In 2061, prostitutes are called licensed companions, and that’s Leesa Culver’s job description when she’s accosted by a plausible-looking artist who wants to hire her as a model for the night. Before the night is over, she’s been drugged, strangled, costumed, and posed as an uncanny replica of Vermeer’s Girl With a Pearl Earring. The shock of the crime is deepened by the murder the following night of licensed companion Bobby Ren, whose body is discovered at an art gallery entrance costumed and posed as Gainsborough’s Blue Boy. The killer clearly has an obsessive agenda, a rapid-fire timetable, and access to unlimited financial resources that have allowed him to commission expensive custom-made outfits for the victims.
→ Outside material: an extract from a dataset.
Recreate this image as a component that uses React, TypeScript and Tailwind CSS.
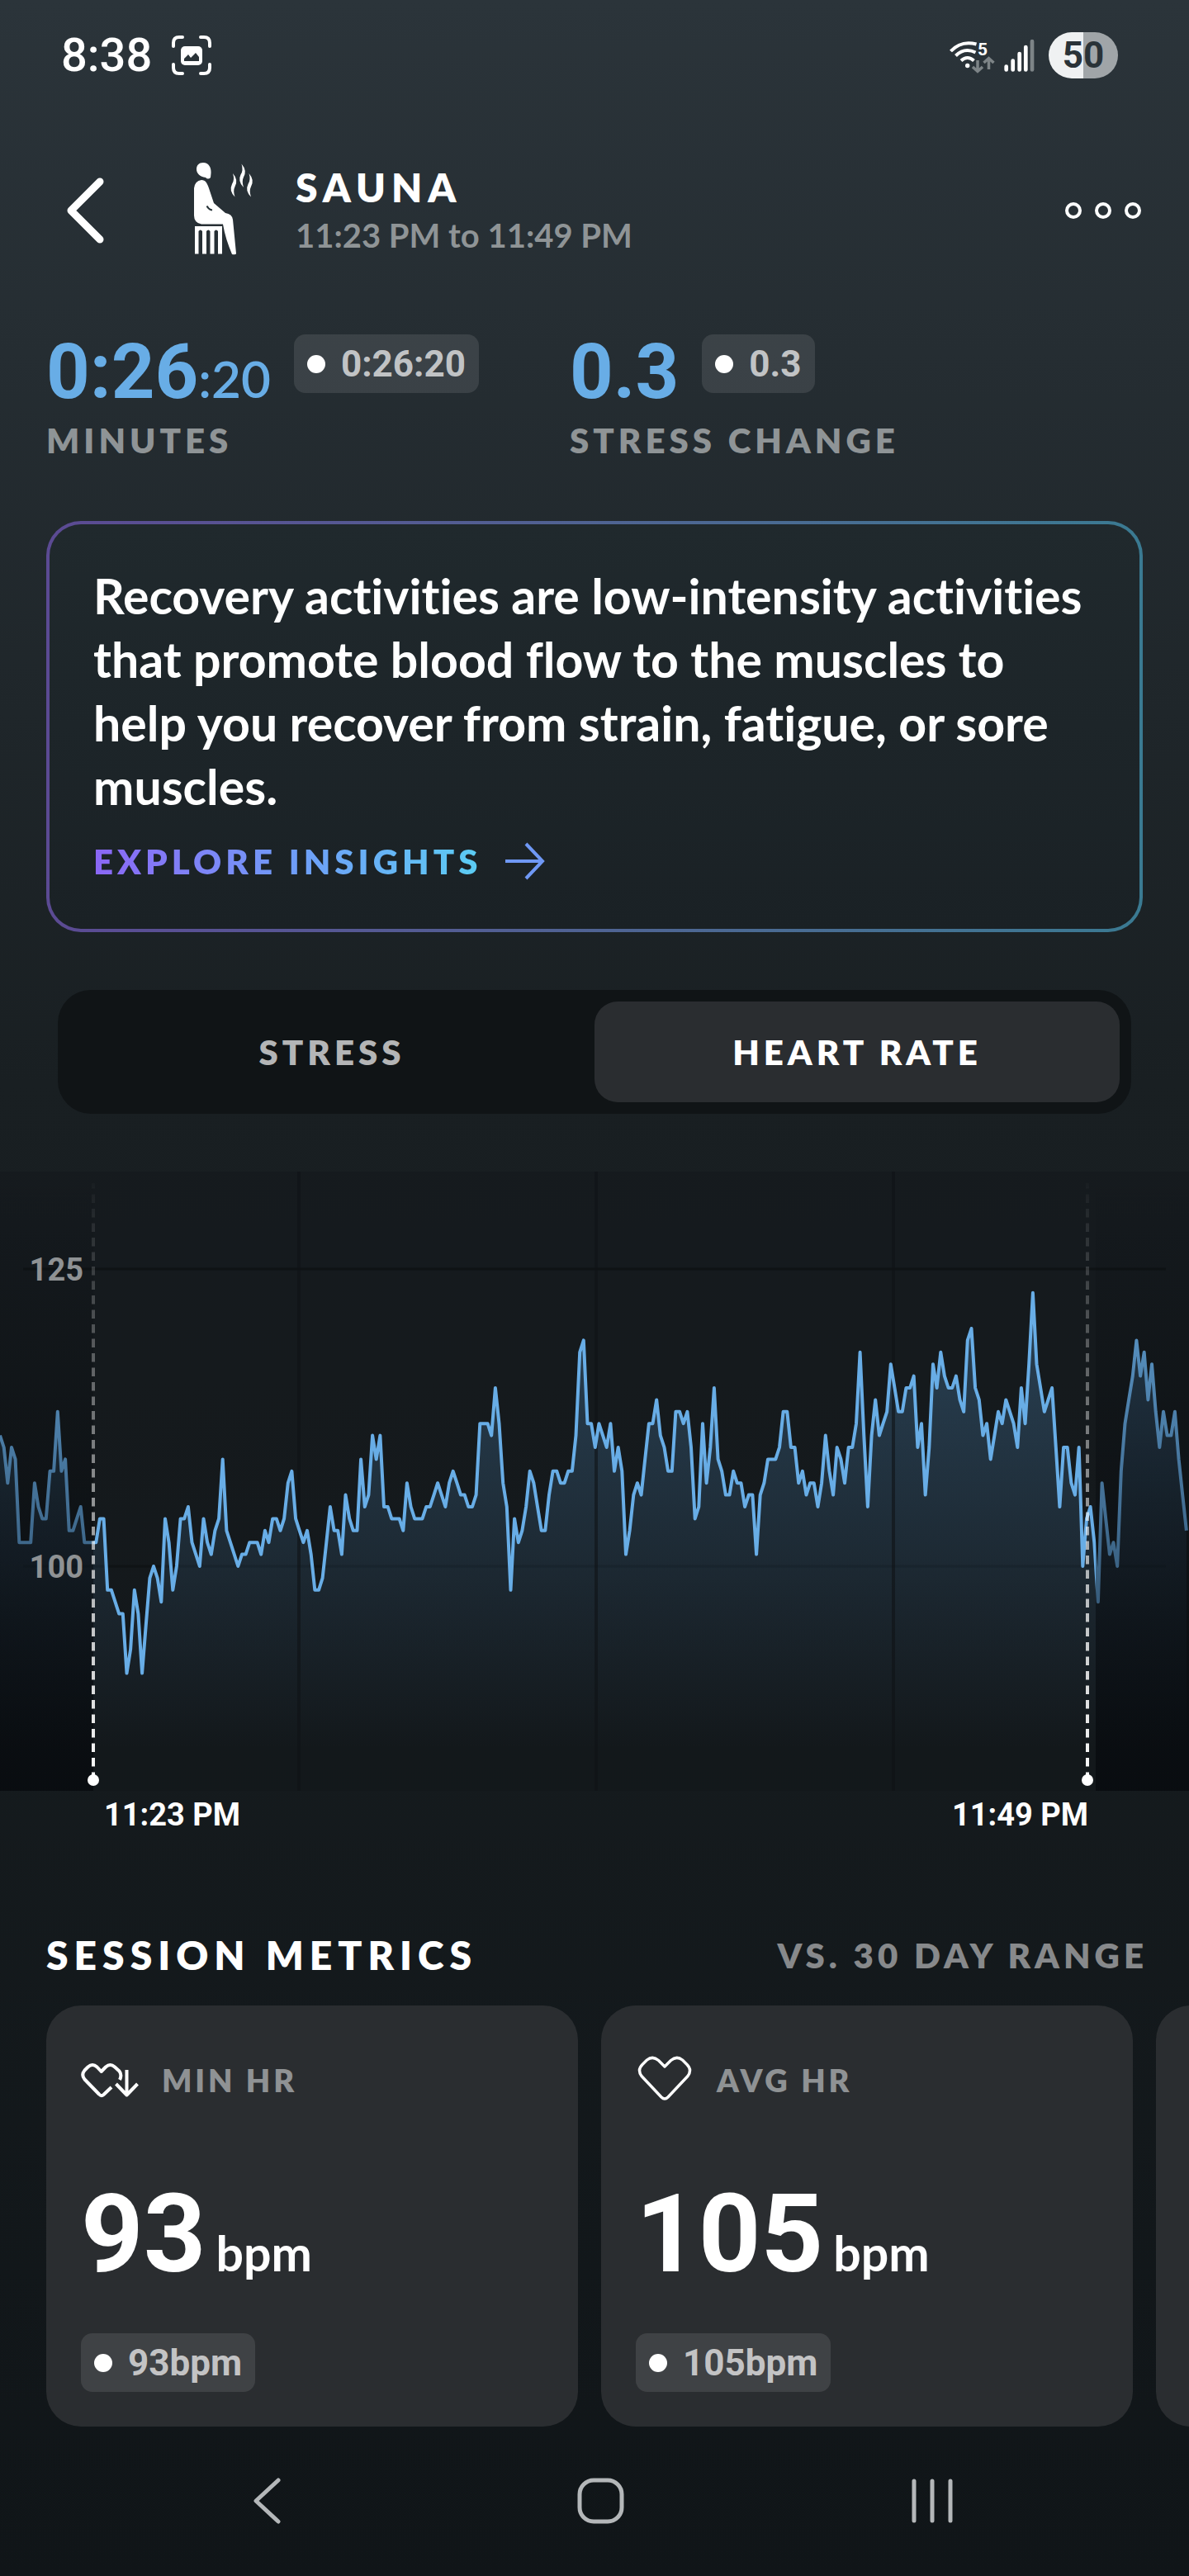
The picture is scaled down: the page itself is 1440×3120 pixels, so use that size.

This last detail both marks his power and points to the way Dallas, her gazillionaire husband, Roarke, and her sidekick, Det. Delia Peabody, will track him down by methodically narrowing the field of consumers who’ve purchased the costly costumes. After identifying the guilty party two-thirds of the way through the story, they’ll still face an uphill battle convicting a killer with no conscience, no respect for the law, and a budget that would easily cover the means to jump bail, remove his ankle tracker, and hire a private jet to escape to a foreign land with no extradition treaty. Robb keeps it all consistently absorbing by sweating every procedural detail along with her heroine. Only Dallas’ climactic interrogation of her prisoner is a letdown, because it’s perfectly obvious how she’s going to wangle a confession out of him.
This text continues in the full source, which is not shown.